I am running STAR-solo on SMART-seq2 data. In one manual (https://github.com/alexdobin/STAR/blob/master/docs/STARsolo.md), the Exact mode was recommended plate-based sequencing, which is about deduplication. However, I am still confused whether to deduplicate the reads or not, since many discussion said deduplication is not necessary for RNA-seq data as it could not differentiate PCR or biological duplication.
I have compare them and found that they are quite different regarding the count matrix. Would you recommend me to analyze both Exact and NoDedup mode for downstream analysis to see any difference?
Try both and see if there's any difference in your downstream analysis and what's the correlation between the two approaches.
It's impossible to do anything about the PCR duplicates from the pre-amplification step, but the location-based deduplication might help (or, alternatively, be overly aggressive) for the post-tagmentation PCR.
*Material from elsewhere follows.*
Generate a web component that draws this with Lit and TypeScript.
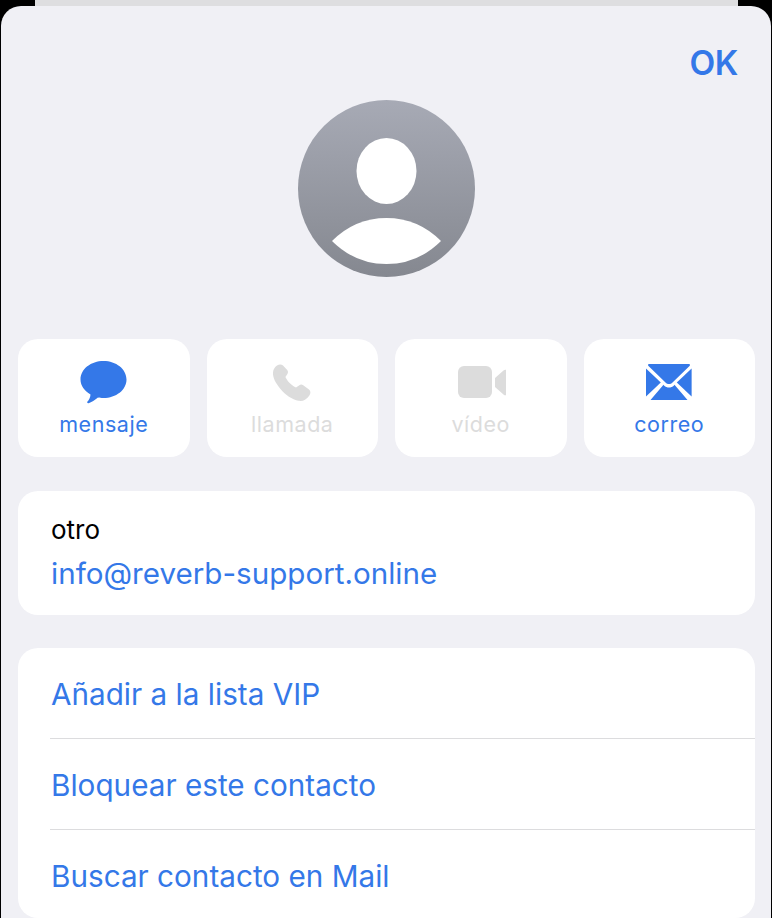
import { LitElement, html, css } from "lit";
import { customElement } from "lit/decorators.js";

@customElement("app-root")
export class AppRoot extends LitElement {
  static styles = css`
    :host {
      display: block;
      width: 772px;
      height: 918px;
      overflow: hidden;
      background: #000;
      font-family: Inter, "Liberation Sans", sans-serif;
    }
    .strip {
      height: 6px;
      margin: 0 34px 0 35px;
      background: #dedee0;
    }
    .sheet {
      height: 912px;
      margin: 0 1px;
      border-radius: 20px 20px 0 0;
      background: #f0f0f5;
      box-sizing: border-box;
      padding: 0 16px 0 17px;
      display: flex;
      flex-direction: column;
      overflow: hidden;
    }
    .sheet > * {
      flex: none;
    }
    .top {
      display: flex;
      justify-content: flex-end;
      padding: 37px 17px 0 0;
      height: 57px;
      box-sizing: border-box;
    }
    .ok {
      font-size: 33.5px;
      line-height: 40px;
      font-weight: 600;
      color: #3478e8;
      letter-spacing: -0.4px;
    }
    .avatar {
      align-self: center;
      margin-top: 37px;
      width: 177px;
      height: 177px;
      display: block;
    }
    .actions {
      display: grid;
      grid-template-columns: repeat(4, 1fr);
      gap: 17px;
      margin-top: 62px;
    }
    .action {
      height: 118px;
      background: #fff;
      border-radius: 20px;
      display: flex;
      flex-direction: column;
      align-items: center;
      color: #3478e8;
    }
    .action.off {
      color: #dcdcdc;
    }
    .icon {
      height: 54px;
      margin-top: 18px;
      display: block;
    }
    .label {
      font-size: 21.5px;
      line-height: 26px;
      letter-spacing: 0.55px;
    }
    .card {
      background: #fff;
      border-radius: 20px;
    }
    .contact {
      margin-top: 34px;
      height: 124px;
      padding: 23px 33px 0;
      box-sizing: border-box;
    }
    .kind {
      font-size: 26px;
      line-height: 32px;
      color: #000;
    }
    .email {
      font-size: 29.6px;
      line-height: 40px;
      margin-top: 7px;
      color: #3478e8;
    }
    .list {
      margin-top: 33px;
      height: 270px;
      padding-left: 32px;
      box-sizing: border-box;
      overflow: hidden;
    }
    .row {
      height: 91px;
      box-sizing: border-box;
      display: flex;
      align-items: center;
      padding: 2px 0 0 1px;
      font-size: 29.7px;
      color: #3478e8;
      border-bottom: 1px solid #dcdcde;
    }
    .row:last-child {
      height: 88px;
      padding-top: 0;
      padding-top: 3px;
      border-bottom: 0;
    }
  `;

  render() {
    return html`
      <div class="strip"></div>
      <div class="sheet">
        <div class="top"><span class="ok">OK</span></div>
        <svg class="avatar" viewBox="0 0 177 177">
          <defs>
            <linearGradient id="g" x1="0" y1="0" x2="0" y2="1">
              <stop offset="0" stop-color="#a7aab5" />
              <stop offset="1" stop-color="#858890" />
            </linearGradient>
          </defs>
          <circle cx="88.5" cy="88.5" r="88.5" fill="url(#g)" />
          <ellipse cx="88.5" cy="71" rx="30" ry="33" fill="#fff" />
          <path d="M34 141 Q57 118 88.5 118 Q120 118 143 141 Q120 164 88.5 164 Q57 164 34 141 Z" fill="#fff" />
        </svg>
        <div class="actions">
          <div class="action">
            <svg class="icon" width="48" height="54" viewBox="0 0 48 54" fill="currentColor">
              <path d="M23.5 4 C36 4 46.5 12 46.5 22.5 C46.5 33 36 41 23.5 41 C21 41 19.5 40.8 18 40.5 C15 43 11.5 45.5 8.5 46.2 C7.3 46.4 6.8 45.5 7.5 44.6 C9 43 10.3 40.5 10.5 37.5 C4.5 34 0.5 28.5 0.5 22.5 C0.5 12 11 4 23.5 4 Z" />
            </svg>
            <span class="label">mensaje</span>
          </div>
          <div class="action off">
            <svg class="icon" width="40" height="54" viewBox="0 0 40 54" fill="currentColor">
              <path d="M5 8.5 C7 7 9.5 7 11 8.5 L15.2 13 C16.2 14.2 16.2 15.6 15.4 17 L13.4 20 C15.5 24.5 18.5 27.5 24 30.6 L27 28.4 C28.4 27.4 30 27.4 31.2 28.2 L37 32.6 C38.8 34 38.8 36.6 37.4 38.4 C34.8 42.2 31 44.6 26.6 43.8 C20 42.6 13.5 38 8.5 32 C3.5 26 0.6 20.5 1 15.5 C1.2 12.5 2.8 10 5 8.5 Z" />
            </svg>
            <span class="label">llamada</span>
          </div>
          <div class="action off">
            <svg class="icon" width="50" height="54" viewBox="-2 0 50 54" fill="currentColor">
              <rect x="0" y="9" width="34" height="32" rx="6" />
              <path d="M37 21 L45.5 13.5 C47 12 49 12.5 49 14.5 L49 36.5 C49 38.5 47 39 45.5 37.5 L37 30 Z" />
            </svg>
            <span class="label">vídeo</span>
          </div>
          <div class="action">
            <svg class="icon" width="46" height="54" viewBox="0 0 46 54" fill="currentColor">
              <path d="M3 7 H43 C44 7 44.5 8 43.5 9 L26.5 25.5 C24.5 27.5 21.5 27.5 19.5 25.5 L2.5 9 C1.5 8 2 7 3 7 Z" />
              <path d="M0 11.5 L14.8 25.6 L0 39.5 Z" />
              <path d="M45.6 11.5 L30.8 25.6 L45.6 39.5 Z" />
              <path d="M4.5 43 L17.5 27.8 L18 28.4 C21 31.2 25 31.2 28 28.4 L28.5 27.8 L41.5 43 Z" />
            </svg>
            <span class="label">correo</span>
          </div>
        </div>
        <div class="card contact">
          <div class="kind">otro</div>
          <div class="email">info@reverb-support.online</div>
        </div>
        <div class="card list">
          <div class="row">Añadir a la lista VIP</div>
          <div class="row">Bloquear este contacto</div>
          <div class="row">Buscar contacto en Mail</div>
        </div>
      </div>
    `;
  }
}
My personal view: I think people should always try different approaches if computationally feasible (and if they have the time), and report their findings in the supplementary materials of the papers they write (e.g. "we tried X, Y, and Z and observed a very slight difference (Supp. Data 1), and we ultimately decided to proceed with X for the remainder of our analysis"). It might not be relevant to the conclusions of the paper (especially if it's a biology paper and RNAseq is only one method you're using as evidence of your findings) but it would help the bioinformatics field.